- _SOURCE MATERIAL_
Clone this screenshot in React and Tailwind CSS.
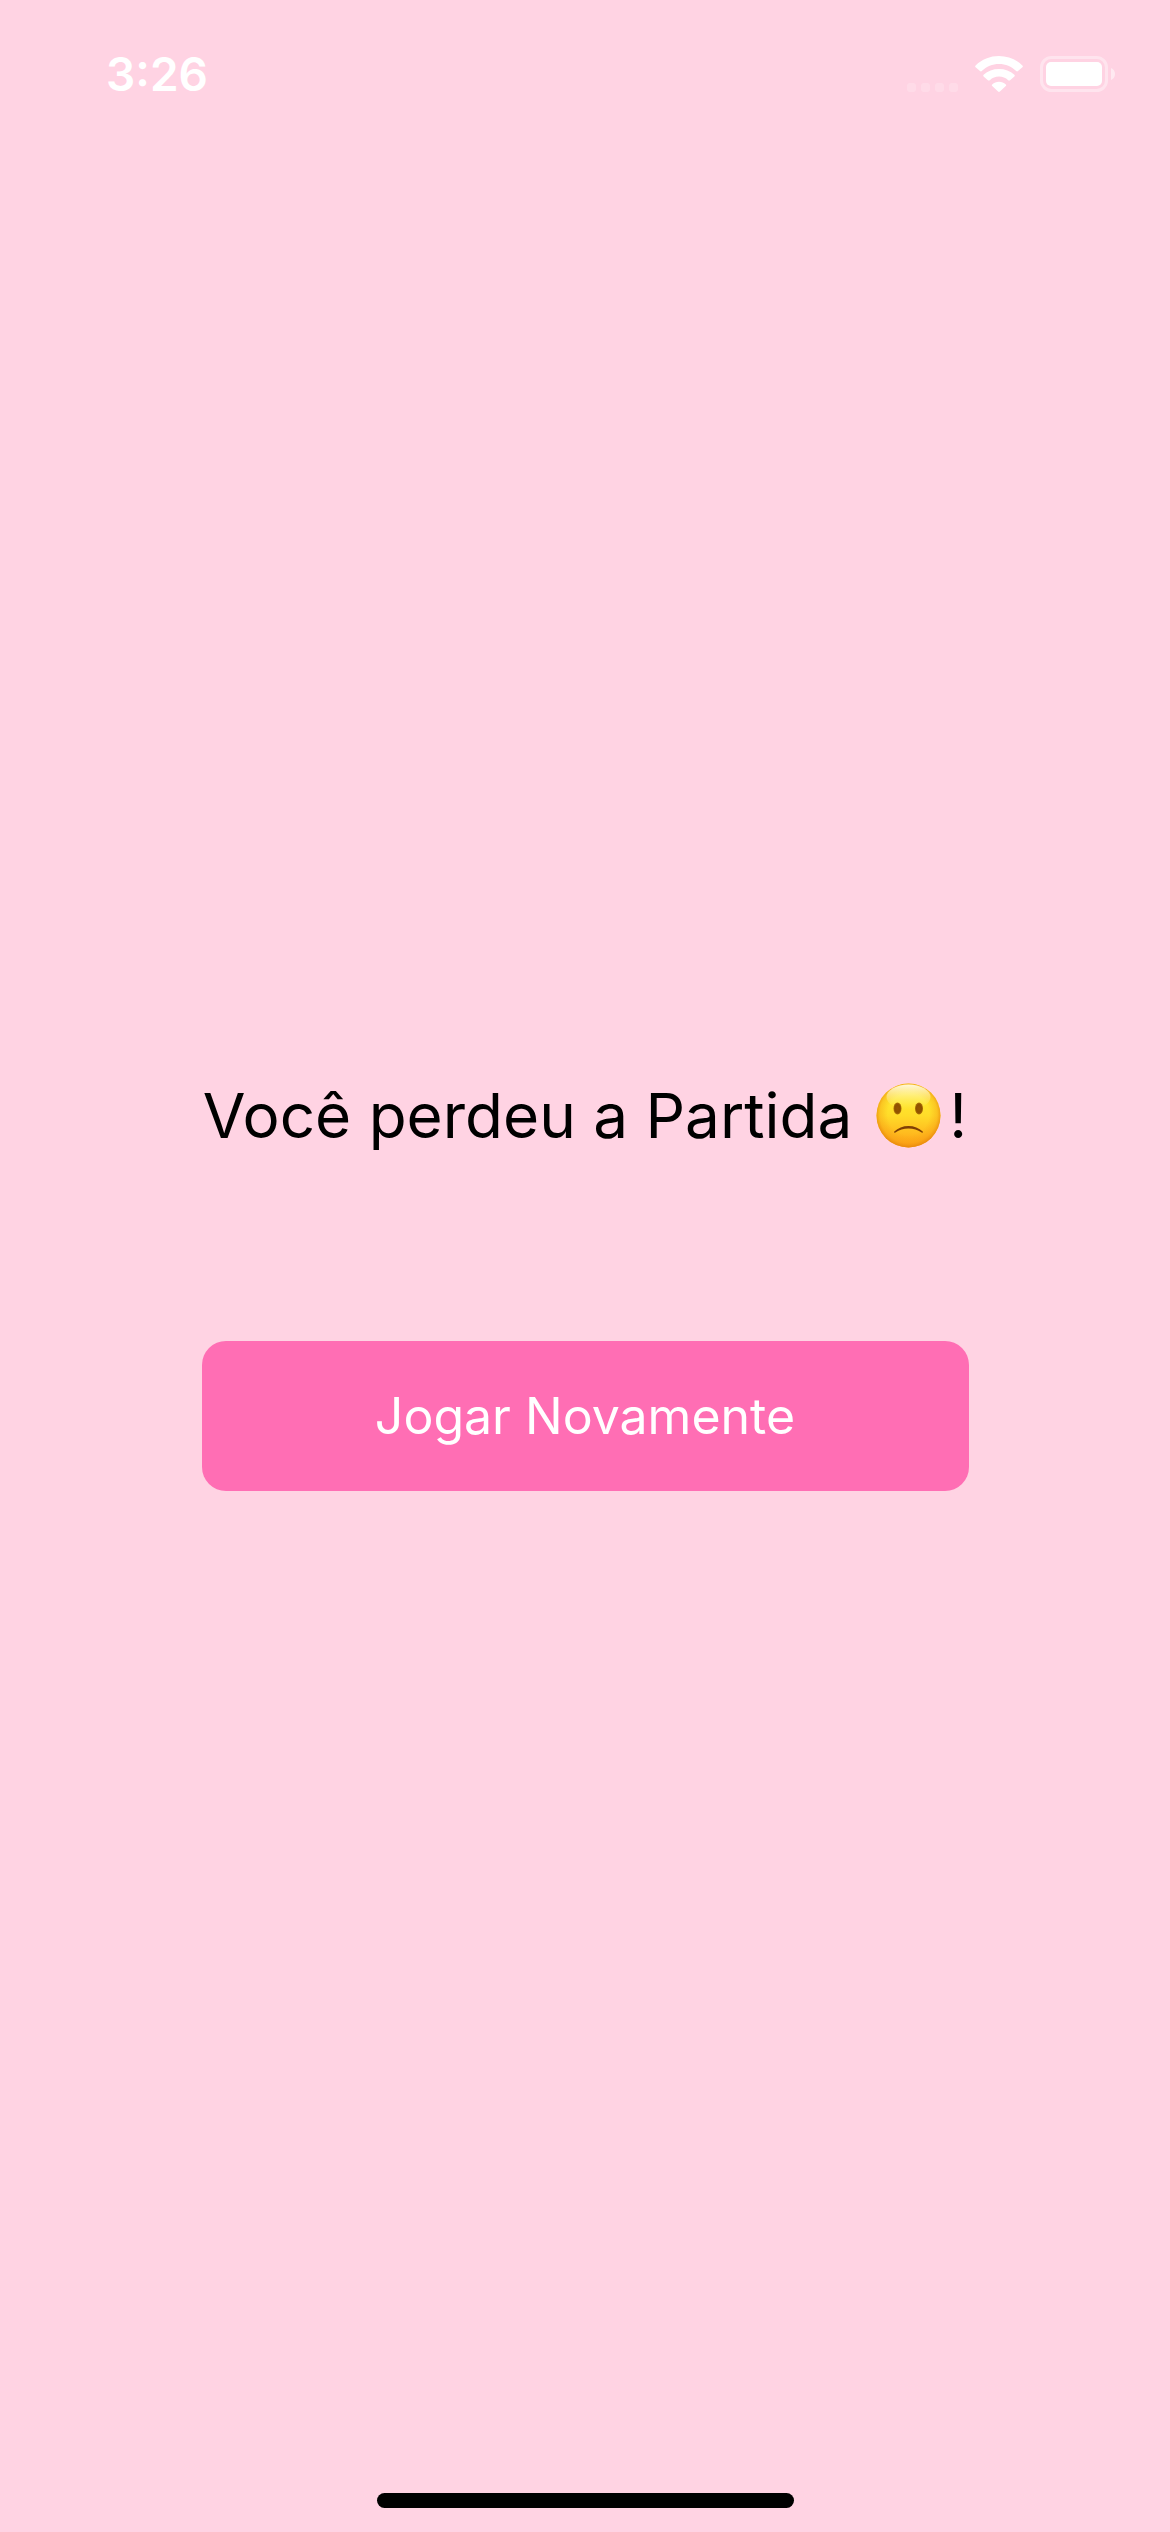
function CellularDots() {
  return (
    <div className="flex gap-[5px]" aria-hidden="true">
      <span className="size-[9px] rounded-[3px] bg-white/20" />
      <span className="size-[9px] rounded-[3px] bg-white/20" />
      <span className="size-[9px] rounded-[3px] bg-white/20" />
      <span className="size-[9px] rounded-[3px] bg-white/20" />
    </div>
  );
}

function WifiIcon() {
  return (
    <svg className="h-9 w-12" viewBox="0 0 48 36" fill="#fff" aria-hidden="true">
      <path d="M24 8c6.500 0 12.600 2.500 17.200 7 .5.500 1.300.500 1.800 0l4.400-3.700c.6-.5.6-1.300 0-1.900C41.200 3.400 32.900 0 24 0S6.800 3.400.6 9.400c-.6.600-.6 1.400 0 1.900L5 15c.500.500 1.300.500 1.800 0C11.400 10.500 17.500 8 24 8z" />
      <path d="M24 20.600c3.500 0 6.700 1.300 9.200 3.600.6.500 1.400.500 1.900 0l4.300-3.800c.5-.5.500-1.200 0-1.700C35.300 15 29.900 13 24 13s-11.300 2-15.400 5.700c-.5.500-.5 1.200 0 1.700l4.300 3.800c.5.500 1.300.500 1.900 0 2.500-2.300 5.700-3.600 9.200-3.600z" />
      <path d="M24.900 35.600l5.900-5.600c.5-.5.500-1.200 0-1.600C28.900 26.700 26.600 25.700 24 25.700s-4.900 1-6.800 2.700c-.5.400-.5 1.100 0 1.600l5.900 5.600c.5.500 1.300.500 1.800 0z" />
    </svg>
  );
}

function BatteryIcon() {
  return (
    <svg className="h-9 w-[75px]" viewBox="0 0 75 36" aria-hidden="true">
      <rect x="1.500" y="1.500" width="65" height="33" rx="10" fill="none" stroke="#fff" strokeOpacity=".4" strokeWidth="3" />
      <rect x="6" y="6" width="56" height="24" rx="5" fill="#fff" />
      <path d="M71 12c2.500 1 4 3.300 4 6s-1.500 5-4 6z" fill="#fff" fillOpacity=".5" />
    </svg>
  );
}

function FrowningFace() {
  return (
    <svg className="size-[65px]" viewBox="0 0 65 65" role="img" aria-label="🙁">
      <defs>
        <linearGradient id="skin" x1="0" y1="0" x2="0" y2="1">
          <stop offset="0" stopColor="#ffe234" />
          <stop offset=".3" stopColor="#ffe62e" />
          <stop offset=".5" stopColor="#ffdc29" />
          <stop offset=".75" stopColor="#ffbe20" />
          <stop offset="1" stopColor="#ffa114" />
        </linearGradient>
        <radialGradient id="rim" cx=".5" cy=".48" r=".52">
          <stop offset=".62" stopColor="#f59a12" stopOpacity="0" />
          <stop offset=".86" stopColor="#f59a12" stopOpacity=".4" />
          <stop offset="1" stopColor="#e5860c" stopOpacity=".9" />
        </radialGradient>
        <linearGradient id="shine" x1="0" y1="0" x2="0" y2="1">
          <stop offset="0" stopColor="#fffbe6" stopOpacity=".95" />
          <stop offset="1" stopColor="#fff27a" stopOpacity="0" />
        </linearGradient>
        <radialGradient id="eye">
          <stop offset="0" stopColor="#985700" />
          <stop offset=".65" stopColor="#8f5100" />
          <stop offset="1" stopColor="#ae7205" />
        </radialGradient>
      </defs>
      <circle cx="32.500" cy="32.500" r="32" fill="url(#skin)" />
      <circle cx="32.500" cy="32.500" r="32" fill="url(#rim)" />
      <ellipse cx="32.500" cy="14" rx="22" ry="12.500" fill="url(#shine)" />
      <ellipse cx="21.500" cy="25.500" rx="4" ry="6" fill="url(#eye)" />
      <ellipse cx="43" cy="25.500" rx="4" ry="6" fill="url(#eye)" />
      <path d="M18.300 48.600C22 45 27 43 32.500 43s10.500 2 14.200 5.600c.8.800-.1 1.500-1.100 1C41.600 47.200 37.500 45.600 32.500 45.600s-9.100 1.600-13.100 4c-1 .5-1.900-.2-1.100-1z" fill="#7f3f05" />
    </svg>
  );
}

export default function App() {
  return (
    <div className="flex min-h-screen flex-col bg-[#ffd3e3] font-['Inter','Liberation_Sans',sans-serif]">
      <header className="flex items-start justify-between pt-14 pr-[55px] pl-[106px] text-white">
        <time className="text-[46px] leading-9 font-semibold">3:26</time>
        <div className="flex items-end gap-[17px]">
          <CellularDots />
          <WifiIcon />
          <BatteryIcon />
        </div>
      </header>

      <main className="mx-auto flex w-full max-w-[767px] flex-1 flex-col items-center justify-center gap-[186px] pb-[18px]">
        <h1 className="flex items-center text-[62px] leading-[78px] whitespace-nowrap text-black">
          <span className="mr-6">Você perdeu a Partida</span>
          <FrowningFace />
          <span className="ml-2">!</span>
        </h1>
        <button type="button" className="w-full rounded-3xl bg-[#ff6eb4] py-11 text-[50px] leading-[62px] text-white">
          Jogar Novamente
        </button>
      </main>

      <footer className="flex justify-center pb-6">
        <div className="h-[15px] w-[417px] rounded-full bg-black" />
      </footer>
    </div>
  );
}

- _AIM_
Transcribe the listing above verbatim. Omit the pictures.

- _SOLUTION TO THE PROBLEM_
Clone this screenshot in React and Tailwind CSS.
function CellularDots() {
  return (
    <div className="flex gap-[5px]" aria-hidden="true">
      <span className="size-[9px] rounded-[3px] bg-white/20" />
      <span className="size-[9px] rounded-[3px] bg-white/20" />
      <span className="size-[9px] rounded-[3px] bg-white/20" />
      <span className="size-[9px] rounded-[3px] bg-white/20" />
    </div>
  );
}

function WifiIcon() {
  return (
    <svg className="h-9 w-12" viewBox="0 0 48 36" fill="#fff" aria-hidden="true">
      <path d="M24 8c6.500 0 12.600 2.500 17.200 7 .5.500 1.300.500 1.800 0l4.400-3.700c.6-.5.6-1.300 0-1.900C41.200 3.400 32.900 0 24 0S6.800 3.400.6 9.400c-.6.600-.6 1.400 0 1.900L5 15c.500.500 1.300.500 1.800 0C11.400 10.500 17.500 8 24 8z" />
      <path d="M24 20.600c3.500 0 6.700 1.300 9.200 3.600.6.500 1.400.500 1.900 0l4.300-3.800c.5-.5.500-1.200 0-1.700C35.300 15 29.900 13 24 13s-11.300 2-15.400 5.700c-.5.500-.5 1.200 0 1.700l4.300 3.800c.5.500 1.300.500 1.900 0 2.500-2.300 5.700-3.600 9.200-3.600z" />
      <path d="M24.900 35.600l5.900-5.600c.5-.5.500-1.200 0-1.600C28.900 26.700 26.600 25.700 24 25.700s-4.900 1-6.800 2.700c-.5.400-.5 1.100 0 1.600l5.900 5.600c.5.500 1.300.500 1.800 0z" />
    </svg>
  );
}

function BatteryIcon() {
  return (
    <svg className="h-9 w-[75px]" viewBox="0 0 75 36" aria-hidden="true">
      <rect x="1.500" y="1.500" width="65" height="33" rx="10" fill="none" stroke="#fff" strokeOpacity=".4" strokeWidth="3" />
      <rect x="6" y="6" width="56" height="24" rx="5" fill="#fff" />
      <path d="M71 12c2.500 1 4 3.300 4 6s-1.500 5-4 6z" fill="#fff" fillOpacity=".5" />
    </svg>
  );
}

function FrowningFace() {
  return (
    <svg className="size-[65px]" viewBox="0 0 65 65" role="img" aria-label="🙁">
      <defs>
        <linearGradient id="skin" x1="0" y1="0" x2="0" y2="1">
          <stop offset="0" stopColor="#ffe234" />
          <stop offset=".3" stopColor="#ffe62e" />
          <stop offset=".5" stopColor="#ffdc29" />
          <stop offset=".75" stopColor="#ffbe20" />
          <stop offset="1" stopColor="#ffa114" />
        </linearGradient>
        <radialGradient id="rim" cx=".5" cy=".48" r=".52">
          <stop offset=".62" stopColor="#f59a12" stopOpacity="0" />
          <stop offset=".86" stopColor="#f59a12" stopOpacity=".4" />
          <stop offset="1" stopColor="#e5860c" stopOpacity=".9" />
        </radialGradient>
        <linearGradient id="shine" x1="0" y1="0" x2="0" y2="1">
          <stop offset="0" stopColor="#fffbe6" stopOpacity=".95" />
          <stop offset="1" stopColor="#fff27a" stopOpacity="0" />
        </linearGradient>
        <radialGradient id="eye">
          <stop offset="0" stopColor="#985700" />
          <stop offset=".65" stopColor="#8f5100" />
          <stop offset="1" stopColor="#ae7205" />
        </radialGradient>
      </defs>
      <circle cx="32.500" cy="32.500" r="32" fill="url(#skin)" />
      <circle cx="32.500" cy="32.500" r="32" fill="url(#rim)" />
      <ellipse cx="32.500" cy="14" rx="22" ry="12.500" fill="url(#shine)" />
      <ellipse cx="21.500" cy="25.500" rx="4" ry="6" fill="url(#eye)" />
      <ellipse cx="43" cy="25.500" rx="4" ry="6" fill="url(#eye)" />
      <path d="M18.300 48.600C22 45 27 43 32.500 43s10.500 2 14.200 5.600c.8.800-.1 1.500-1.100 1C41.600 47.200 37.500 45.600 32.500 45.600s-9.100 1.600-13.100 4c-1 .5-1.900-.2-1.100-1z" fill="#7f3f05" />
    </svg>
  );
}

export default function App() {
  return (
    <div className="flex min-h-screen flex-col bg-[#ffd3e3] font-['Inter','Liberation_Sans',sans-serif]">
      <header className="flex items-start justify-between pt-14 pr-[55px] pl-[106px] text-white">
        <time className="text-[46px] leading-9 font-semibold">3:26</time>
        <div className="flex items-end gap-[17px]">
          <CellularDots />
          <WifiIcon />
          <BatteryIcon />
        </div>
      </header>

      <main className="mx-auto flex w-full max-w-[767px] flex-1 flex-col items-center justify-center gap-[186px] pb-[18px]">
        <h1 className="flex items-center text-[62px] leading-[78px] whitespace-nowrap text-black">
          <span className="mr-6">Você perdeu a Partida</span>
          <FrowningFace />
          <span className="ml-2">!</span>
        </h1>
        <button type="button" className="w-full rounded-3xl bg-[#ff6eb4] py-11 text-[50px] leading-[62px] text-white">
          Jogar Novamente
        </button>
      </main>

      <footer className="flex justify-center pb-6">
        <div className="h-[15px] w-[417px] rounded-full bg-black" />
      </footer>
    </div>
  );
}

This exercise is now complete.